今回の災害対応では、自治体間の連携に関しても動きが鈍いように見える。
「人員も豊富で、東京電力の大株主でもある東京都は何をやっているのかという疑問を持ちます。毎日、東京に多くの人が千葉から通勤している。隣県でこれほどの惨状が伝えられているのに、東京都が動く気配がありません。災害時の自治体間連携はどうなっているのか不安です。政府、自治体ともにしっかり検証する必要があると思います」(同)
千葉・森田知事はなぜ決断しなかったのか
「そもそも森田健作千葉県知事の健康不安は昨年4月からささやかれていました。以前は、多くの人が思う通りの元気キャラだったのですが、どうも最近は精細を欠くというか、老いを感じるというか、そういうイメージがぬぐえません。今回の台風でも、大ナタを振るう姿は見られませんでした」
そう語るのは、千葉県の関係者だ。森田知事は昨年4月、右目の「眼瞼痙攣(がんけんけいれん)」の手術を受けた。眼瞼痙攣は10年前からの持病で、近年は朝起きると目が開かないなど症状が悪化。長文が読めないなどの状況だった。術後の経過は良好だったようだが、半年から1年は経過観察が必要とされていたという。
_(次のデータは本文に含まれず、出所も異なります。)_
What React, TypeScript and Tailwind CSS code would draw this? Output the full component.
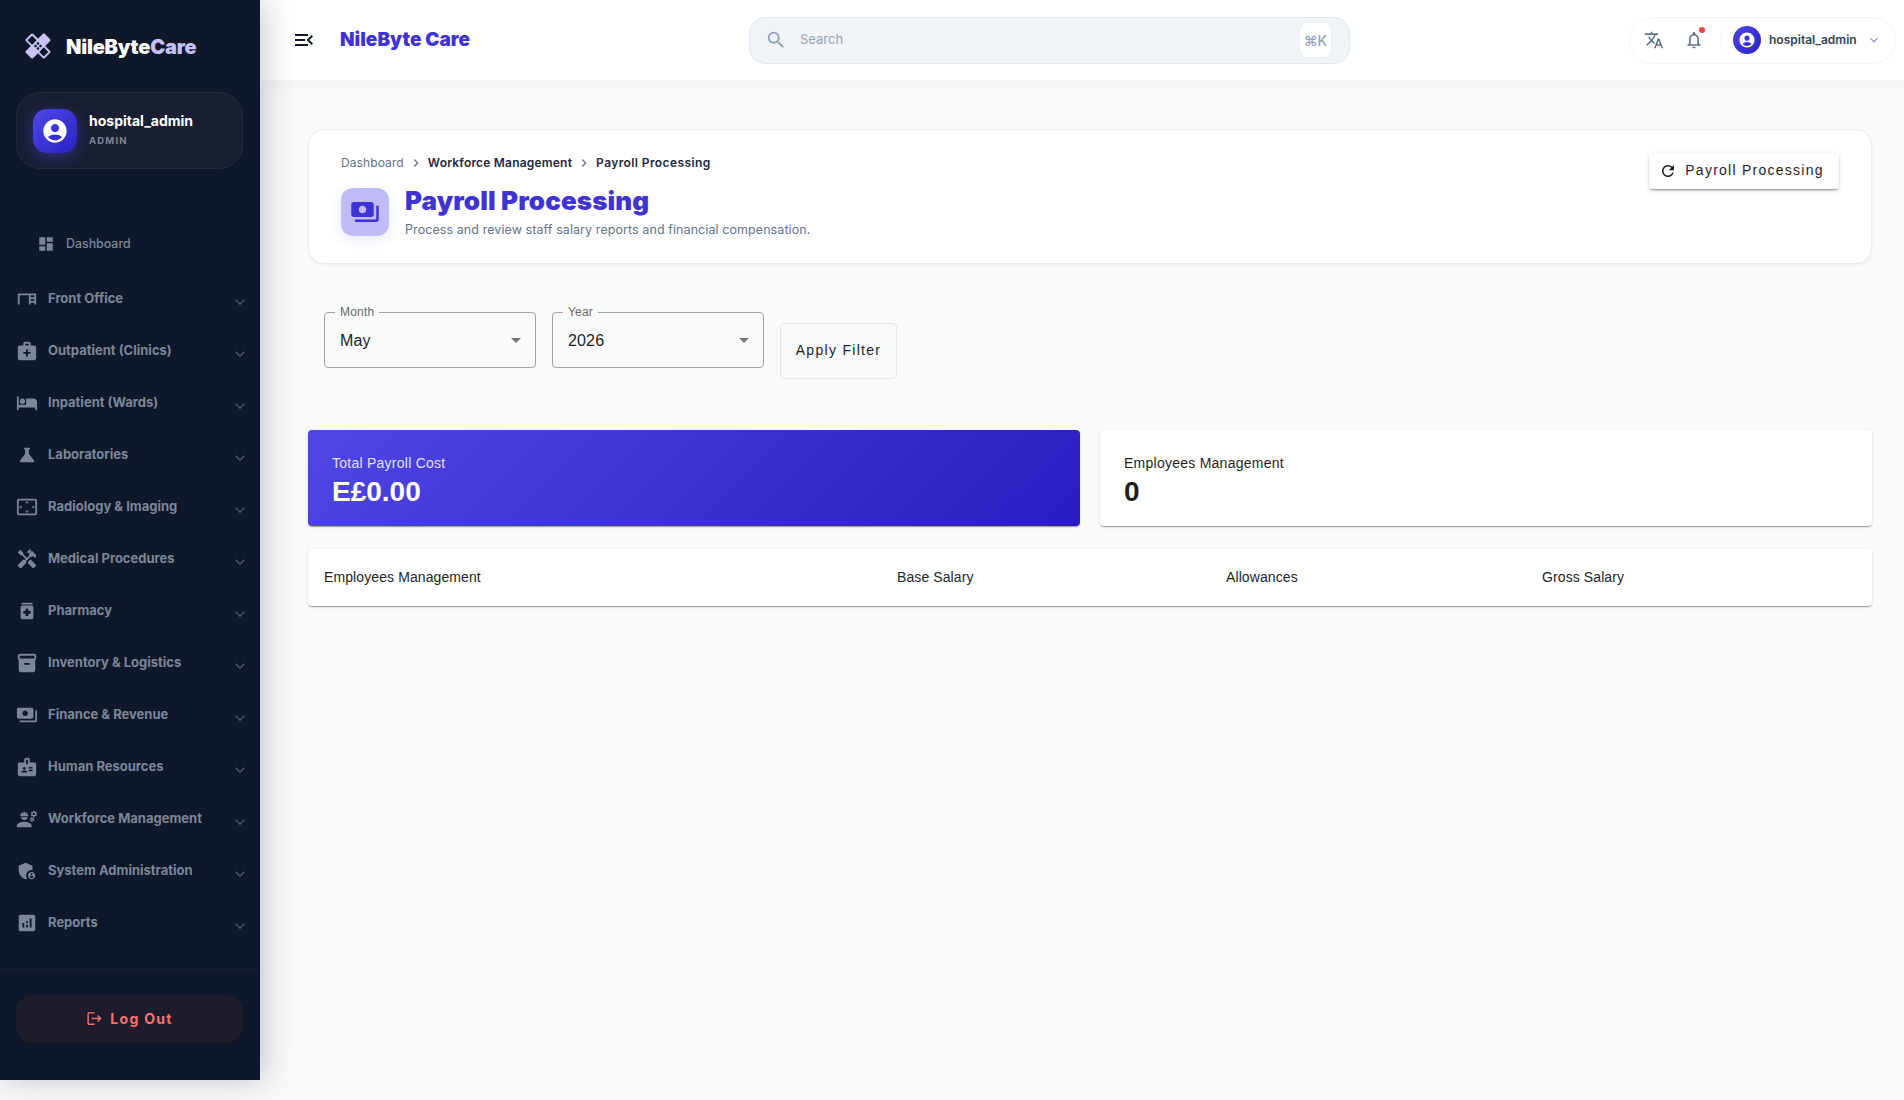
import { ReactNode } from "react";
import {
  MdAccountCircle,
  MdAdminPanelSettings,
  MdAnalytics,
  MdArrowDropDown,
  MdBadge,
  MdChevronRight,
  MdDashboard,
  MdDesk,
  MdEngineering,
  MdExpandMore,
  MdHandyman,
  MdHealing,
  MdHotel,
  MdInventory2,
  MdLogout,
  MdMedicalServices,
  MdMedication,
  MdMenuOpen,
  MdNotificationsNone,
  MdOutlineSearch,
  MdPayments,
  MdRefresh,
  MdScience,
  MdSettingsOverscan,
  MdTranslate,
} from "react-icons/md";

const NAV_ITEMS = [
  { label: "Front Office", icon: <MdDesk /> },
  { label: "Outpatient (Clinics)", icon: <MdMedicalServices /> },
  { label: "Inpatient (Wards)", icon: <MdHotel /> },
  { label: "Laboratories", icon: <MdScience /> },
  { label: "Radiology & Imaging", icon: <MdSettingsOverscan /> },
  { label: "Medical Procedures", icon: <MdHandyman /> },
  { label: "Pharmacy", icon: <MdMedication /> },
  { label: "Inventory & Logistics", icon: <MdInventory2 /> },
  { label: "Finance & Revenue", icon: <MdPayments /> },
  { label: "Human Resources", icon: <MdBadge /> },
  { label: "Workforce Management", icon: <MdEngineering /> },
  { label: "System Administration", icon: <MdAdminPanelSettings /> },
  { label: "Reports", icon: <MdAnalytics /> },
];

const NavRow = ({ label, icon }: { label: string; icon: ReactNode }) => (
  <div className="flex h-[52px] items-center pl-[16px] pr-[10px]">
    <span className="flex w-[32px] shrink-0 items-center text-[22px] text-[#7b8798]">{icon}</span>
    <span className="flex-1 text-[13px] font-bold text-[#7b8798]">{label}</span>
    <MdExpandMore className="mt-[5px] text-[20px] text-[#4b5563]" />
  </div>
);

const Sidebar = () => (
  <aside className="z-10 flex h-full w-[260px] shrink-0 flex-col bg-[#0f172a] shadow-[4px_0_30px_rgba(15,23,42,0.24)]">
    <div className="flex h-[92px] items-center pl-[23px]">
      <MdHealing className="text-[30px] text-[#c7c4f5]" />
      <span className="ml-[13px] pt-[1px] text-[20px] font-black tracking-[-0.2px] text-white">
        NileByte<span className="text-[#c3c0f6]">Care</span>
      </span>
    </div>

    <div className="ml-[16px] flex h-[77px] w-[227px] items-center rounded-[24px] border border-[#232a3d] bg-[#191e30] pl-[16px]">
      <div className="flex h-[44px] w-[44px] items-center justify-center rounded-[14px] bg-gradient-to-br from-[#4f46e5] to-[#2a1fc4] shadow-[0_4px_16px_rgba(79,70,229,0.45)]">
        <MdAccountCircle className="text-[28px] text-white" />
      </div>
      <div className="ml-[12px] pb-[1px]">
        <div className="text-[14px] font-bold leading-[18px] text-white">hospital_admin</div>
        <div className="mt-[4px] text-[9.5px] font-bold leading-[14px] tracking-[1.2px] text-[#7b8798]">ADMIN</div>
      </div>
    </div>

    <div className="mt-[49px] flex h-[52px] items-center pl-[37px]">
      <MdDashboard className="text-[18px] text-[#7b8798]" />
      <span className="ml-[11px] text-[12.4px] font-medium text-[#7b8798]">Dashboard</span>
    </div>

    <nav className="flex flex-col pt-[3px]">
      {NAV_ITEMS.map((item) => (
        <NavRow key={item.label} label={item.label} icon={item.icon} />
      ))}
    </nav>

    <div className="mt-[20px] flex-1 border-t border-[#161e30] px-[16px] pt-[25px]">
      <div className="flex h-[48px] w-[227px] items-center justify-center rounded-[16px] bg-[#1e1b2b] pb-[1px] text-[#f87171]">
        <MdLogout className="text-[17px]" />
        <span className="ml-[7px] text-[14px] font-bold tracking-[1.3px]">Log Out</span>
      </div>
    </div>
  </aside>
);

const Header = () => (
  <header className="relative flex h-[80px] shrink-0 items-center bg-white pl-[32px] pr-[8px] shadow-[0_4px_20px_rgba(15,23,42,0.03)]">
    <MdMenuOpen className="text-[24px] text-[#111827]" />
    <span className="ml-[24px] w-[130px] pt-[1px] text-[19px] font-black text-[#3f33d6]">NileByte Care</span>

    <div className="ml-[279px] flex h-[47px] w-[601px] items-center rounded-[16px] border border-[#e2e8f0] bg-[#f1f5f9] pl-[15px] pr-[17px]">
      <MdOutlineSearch className="text-[22px] text-[#94a3b8]" />
      <span className="ml-[13px] flex-1 text-[13px] text-[#94a3b8]">Search</span>
      <span className="flex h-[36px] w-[33px] items-center justify-center rounded-[8px] border border-[#eef2f7] bg-white text-[14px] font-medium text-[#94a3b8]">⌘K</span>
    </div>

    <div className="ml-auto flex h-[47px] w-[267px] items-center rounded-full border border-[#f1f5f9] bg-white pl-[14px]">
      <MdTranslate className="text-[20px] text-[#64748b]" />
      <div className="relative ml-[20px] flex">
        <MdNotificationsNone className="text-[20px] text-[#64748b]" />
        <span className="absolute right-[-1px] top-[-3px] h-[6px] w-[6px] rounded-full bg-[#ef4444]" />
      </div>
      <span className="ml-[17px] h-[20px] w-px bg-[#f1f5f9]" />
      <div className="ml-[11px] flex h-[28px] w-[28px] items-center justify-center rounded-full bg-gradient-to-br from-[#4f46e5] to-[#2a1fc4]">
        <MdAccountCircle className="text-[18px] text-white" />
      </div>
      <span className="ml-[8px] text-[12px] font-semibold text-[#334155]">hospital_admin</span>
      <MdExpandMore className="ml-[9px] text-[16px] text-[#94a3b8]" />
    </div>
  </header>
);

const SelectBox = ({ label, value }: { label: string; value: string }) => (
  <div className="relative flex h-[56px] w-[212px] items-center rounded-[4px] border border-[#a3a3a3] pl-[15px] pr-[7px] font-['Liberation_Sans',sans-serif]">
    <span className="absolute left-[10px] top-[-8px] bg-[#f9fafb] px-[5px] text-[12px] leading-[14px] tracking-[0.2px] text-[#666]">{label}</span>
    <span className="flex-1 pt-[1px] text-[16px] tracking-[0.15px] text-[#1f1f1f]">{value}</span>
    <MdArrowDropDown className="text-[24px] text-[#757575]" />
  </div>
);

const PayrollPage = () => (
  <main className="flex-1 pl-[48px] pr-[32px] pt-[49px]">
    <section className="flex h-[135px] items-start justify-between rounded-[16px] border border-[#e8edf3] bg-white pl-[32px] pr-[32px] shadow-[0_1px_3px_rgba(15,23,42,0.06)]">
      <div className="pt-[25px]">
        <div className="flex h-[16px] items-center text-[12px] font-semibold tracking-[0.2px]">
          <span className="font-normal tracking-[0.1px] text-[#64748b]">Dashboard</span>
          <MdChevronRight className="mx-[4px] text-[16px] text-[#64748b]" />
          <span className="text-[#1e293b]">Workforce Management</span>
          <MdChevronRight className="mx-[4px] text-[16px] text-[#64748b]" />
          <span className="tracking-[0.4px] text-[#1e293b]">Payroll Processing</span>
        </div>
        <div className="mt-[15px] flex items-center">
          <div className="flex h-[48px] w-[48px] items-center justify-center rounded-[12px] bg-[#c0bcf6] shadow-[0_4px_12px_rgba(79,70,229,0.12)]">
            <MdPayments className="text-[30px] text-[#3f33d6]" />
          </div>
          <div className="ml-[16px]">
            <h1 className="text-[26px] font-black leading-[30px] tracking-[0.1px] text-[#3f33d6]">Payroll Processing</h1>
            <p className="mt-[6px] text-[12.5px] leading-[16px] tracking-[0.08px] text-[#64748b]">Process and review staff salary reports and financial compensation.</p>
          </div>
        </div>
      </div>
      <button className="mt-[23px] flex h-[36px] w-[190px] items-center justify-center rounded-[4px] bg-white pb-[1px] pr-[5px] font-['Liberation_Sans',sans-serif] text-[14px] tracking-[1.25px] text-[#1f1f1f] shadow-[0_3px_1px_-2px_rgba(0,0,0,0.2),0_2px_2px_0_rgba(0,0,0,0.14),0_1px_5px_0_rgba(0,0,0,0.12)]">
        <MdRefresh className="mr-[8px] text-[18px]" />
        Payroll Processing
      </button>
    </section>

    <div className="mt-[48px] flex items-start gap-[16px] pl-[16px]">
      <SelectBox label="Month" value="May" />
      <SelectBox label="Year" value="2026" />
      <button className="mt-[11px] flex h-[56px] w-[117px] items-center justify-center rounded-[4px] border border-[#e5e7eb] pb-[1px] font-['Liberation_Sans',sans-serif] text-[14px] tracking-[1.3px] text-[#1f1f1f]">Apply Filter</button>
    </div>

    <div className="mt-[51px] flex gap-[20px] font-['Liberation_Sans',sans-serif]">
      <div className="h-[96px] flex-1 rounded-[4px] bg-[linear-gradient(135deg,#4f46e5,#2a1cc0)] pl-[24px] pt-[23px] text-white shadow-[0_2px_1px_-1px_rgba(0,0,0,0.2),0_1px_1px_0_rgba(0,0,0,0.14),0_1px_3px_0_rgba(0,0,0,0.12)]">
        <div className="text-[14px] leading-[20px] tracking-[0.25px] opacity-85">Total Payroll Cost</div>
        <div className="mt-[2px] text-[28px] font-bold leading-[34px]">E£0.00</div>
      </div>
      <div className="h-[96px] flex-1 rounded-[4px] bg-white pl-[24px] pt-[23px] text-[#1f1f1f] shadow-[0_2px_1px_-1px_rgba(0,0,0,0.2),0_1px_1px_0_rgba(0,0,0,0.14),0_1px_3px_0_rgba(0,0,0,0.12)]">
        <div className="text-[14px] leading-[20px] tracking-[0.25px]">Employees Management</div>
        <div className="mt-[2px] text-[28px] font-bold leading-[34px]">0</div>
      </div>
    </div>

    <div className="mt-[23px] grid h-[57px] grid-cols-[573px_329px_316px_1fr] items-center rounded-[4px] bg-white pl-[16px] font-['Liberation_Sans',sans-serif] text-[14px] tracking-[0.1px] text-[#1f1f1f] shadow-[0_2px_1px_-1px_rgba(0,0,0,0.2),0_1px_1px_0_rgba(0,0,0,0.14),0_1px_3px_0_rgba(0,0,0,0.12)]">
      <span>Employees Management</span>
      <span>Base Salary</span>
      <span>Allowances</span>
      <span>Gross Salary</span>
    </div>
  </main>
);

export default function App() {
  return (
    <div className="h-[1100px] bg-[#f9fafb] font-['Inter',sans-serif]">
      <div className="flex h-[1080px]">
        <Sidebar />
        <div className="flex min-w-0 flex-1 flex-col">
          <Header />
          <PayrollPage />
        </div>
      </div>
    </div>
  );
}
停電による通信機器のマヒで、被災市町村が情報過疎の状況に置かれ実態が把握できなかったとはいえ、もっと県がリーダーシップを発揮できなかったのか。激甚災害指定の申請を政府に行うのも、停電復旧を阻んでいる各地の市道・県道の倒木除去や、断水地域の給水支援のために自衛隊に救援活動を要請するのも、すべて県知事の判断にかかっている。災害時にリーダーの迅速な意思決定が必要なことはいうまでもない。果たして、森田知事は果敢な行動がとれていたのだろうか。
東電の復旧予測が変転したのはなぜか
東京電力パワーグリッドは17日現在、ほかの電力会社からの応援約2400人を含め、総勢1万1000人態勢で復旧作業を急いでいる。同社の技術系幹部は次のように話す。
「テレビや新聞でクローズアップされた倒壊した2基の送電鉄塔ですが、ケーブルを迂回させる形で遅くとも10日の晩には通電可能になっていました。現場は山腹で、台風の影響で作業道も荒れていて、現場にたどりつくのも命がけだったようです。